§ **Written instruction**: Copy out each line exactly; pictures stay out of the copy.

§ **Information supplied**:

════════

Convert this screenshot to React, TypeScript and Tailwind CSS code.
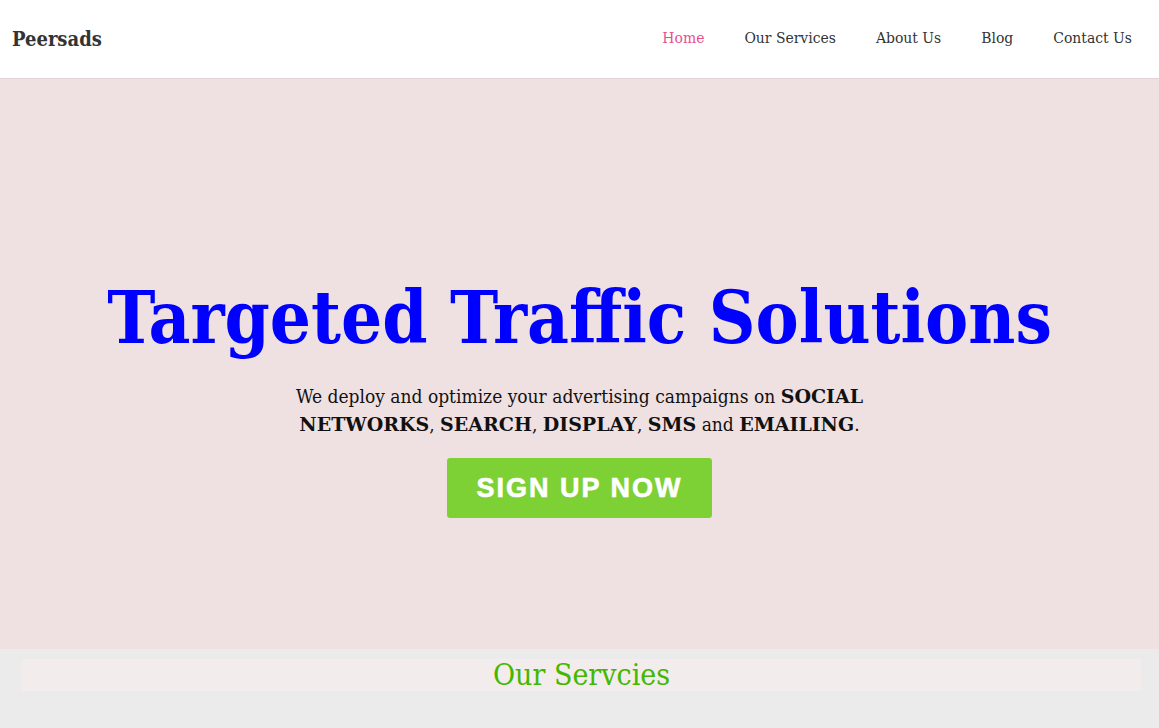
export default function App() {
  const serif = { fontFamily: "'DejaVu Serif Condensed', 'DejaVu Serif', Georgia, serif" };
  const strong = "font-bold font-['DejaVu_Serif',serif]";
  return (
    <div className="min-h-screen bg-[#ebebeb]" style={serif}>
      <header className="flex h-[79px] items-center justify-between border-b border-[#e3d3d4] bg-white pl-3 pr-[27px]">
        <a href="#" className="text-[20px] font-bold text-[#333]">Peersads</a>
        <nav className="flex items-center gap-10 text-[15.5px] text-[#333]">
          <a href="#" className="text-[#e6508f]">Home</a>
          <a href="#">Our Services</a>
          <a href="#">About Us</a>
          <a href="#">Blog</a>
          <a href="#">Contact Us</a>
        </nav>
      </header>

      <section className="flex h-[570px] flex-col items-center bg-[#efe0e1] pt-[196px] text-center">
        <h1 className="text-[72px] font-bold leading-[86px] text-[#0000ff]">Targeted Traffic Solutions</h1>
        <p className="mt-[21px] max-w-[600px] text-[19px] leading-[28px] text-[#111]">
          We deploy and optimize your advertising campaigns on <b className={strong}>SOCIAL NETWORKS</b>,{" "}
          <b className={strong}>SEARCH</b>, <b className={strong}>DISPLAY</b>, <b className={strong}>SMS</b> and{" "}
          <b className={strong}>EMAILING</b>.
        </p>
        <a
          href="#"
          className="mt-[20px] flex h-[60px] w-[265px] items-center justify-center rounded-[3px] bg-[#7ed134] text-[27px] font-black tracking-[2px] text-white [-webkit-text-stroke:0.6px_white]"
          style={{ fontFamily: "'Liberation Sans', Arial, sans-serif" }}
        >
          SIGN UP NOW
        </a>
      </section>

      <section className="pl-[22px] pr-[18px] pt-[10px] pb-10">
        <div className="bg-[#f2ecec] text-center">
          <h2 className="text-[30px] leading-[32px] text-[#44b700]">Our Servcies</h2>
        </div>
      </section>
    </div>
  );
}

════════

§ **Correct answer**:
Convert this screenshot to React, TypeScript and Tailwind CSS code.
export default function App() {
  const serif = { fontFamily: "'DejaVu Serif Condensed', 'DejaVu Serif', Georgia, serif" };
  const strong = "font-bold font-['DejaVu_Serif',serif]";
  return (
    <div className="min-h-screen bg-[#ebebeb]" style={serif}>
      <header className="flex h-[79px] items-center justify-between border-b border-[#e3d3d4] bg-white pl-3 pr-[27px]">
        <a href="#" className="text-[20px] font-bold text-[#333]">Peersads</a>
        <nav className="flex items-center gap-10 text-[15.5px] text-[#333]">
          <a href="#" className="text-[#e6508f]">Home</a>
          <a href="#">Our Services</a>
          <a href="#">About Us</a>
          <a href="#">Blog</a>
          <a href="#">Contact Us</a>
        </nav>
      </header>

      <section className="flex h-[570px] flex-col items-center bg-[#efe0e1] pt-[196px] text-center">
        <h1 className="text-[72px] font-bold leading-[86px] text-[#0000ff]">Targeted Traffic Solutions</h1>
        <p className="mt-[21px] max-w-[600px] text-[19px] leading-[28px] text-[#111]">
          We deploy and optimize your advertising campaigns on <b className={strong}>SOCIAL NETWORKS</b>,{" "}
          <b className={strong}>SEARCH</b>, <b className={strong}>DISPLAY</b>, <b className={strong}>SMS</b> and{" "}
          <b className={strong}>EMAILING</b>.
        </p>
        <a
          href="#"
          className="mt-[20px] flex h-[60px] w-[265px] items-center justify-center rounded-[3px] bg-[#7ed134] text-[27px] font-black tracking-[2px] text-white [-webkit-text-stroke:0.6px_white]"
          style={{ fontFamily: "'Liberation Sans', Arial, sans-serif" }}
        >
          SIGN UP NOW
        </a>
      </section>

      <section className="pl-[22px] pr-[18px] pt-[10px] pb-10">
        <div className="bg-[#f2ecec] text-center">
          <h2 className="text-[30px] leading-[32px] text-[#44b700]">Our Servcies</h2>
        </div>
      </section>
    </div>
  );
}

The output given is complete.